Much of the tension between economists/policy-makers/globalization theorists and global value investors can be understood this way. They see a globalizing macroeconomy with interconnected but fragile financial systems, while we see a rising sea of new companies that are wildly mispriced.

We are witnessing the breakneck chaotic development of half the planet's markets and their collision with the Western economies. At the company and asset level it is pure chaos, which is great for value investors. If China is building the equivalent of one to two Chicagos per year, how can this not create huge market inefficiencies? The pure scale and complexity of the activity, combined with erratic investor behavior, guarantee mispricings.

But many value investors, the experts at identifying such mispriced value, are conspicuously quiet. How can a Marriott spin-off be an exciting market inefficiency and the chaotic development of half the planet not be? I suspect more and more Western-based investors, staying strictly in their home markets, have a quiet nagging feeling that they are missing out.

I suspect that if Graham were looking at this chaotic sea of rising companies, he would see a world of opportunity. My guess is that he would mostly ignore the rampant theories of globalization and stay tethered to the concept of value. He would examine the fundamentals of companies around the world and build an investment methodology from the bottom up. Instead of going big and thinking macroeconomics, I think he would have gone small and thought of fundamentals.

Graham might also have seen it as a great intellectual challenge—a chance to understand a truly new and singular event in human history—the emergence of a global world. And instead of limiting oneself to the opportunities current strategies could capture, why not try to retarget the largest inefficiencies this event offers? This book, and much of my last decade, is my best attempt at this type of approach to the newly arrived global landscape—a de novo reapplication of fundamental value, learned on the ground and in the trenches around the world.

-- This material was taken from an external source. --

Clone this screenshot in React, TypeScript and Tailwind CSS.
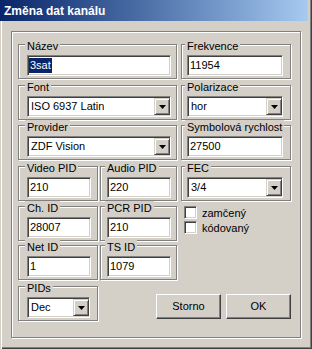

The investment strategies presented are the result of de novo reapplication of value and specifically target what I believe is the core "going global" problem: how to invest long-term in inherently unstable and uncertain environments. I call the resulting strategies value point. It is a logical extension of well-known value techniques and, hopefully, easily recognizable to most readers. It also explains most of the successes I have witnessed of Western firms going global—as well as the startling rise of developing market tycoons such as Carlos Slim and Prince Waleed. It is an action plan for profiting in a colliding world.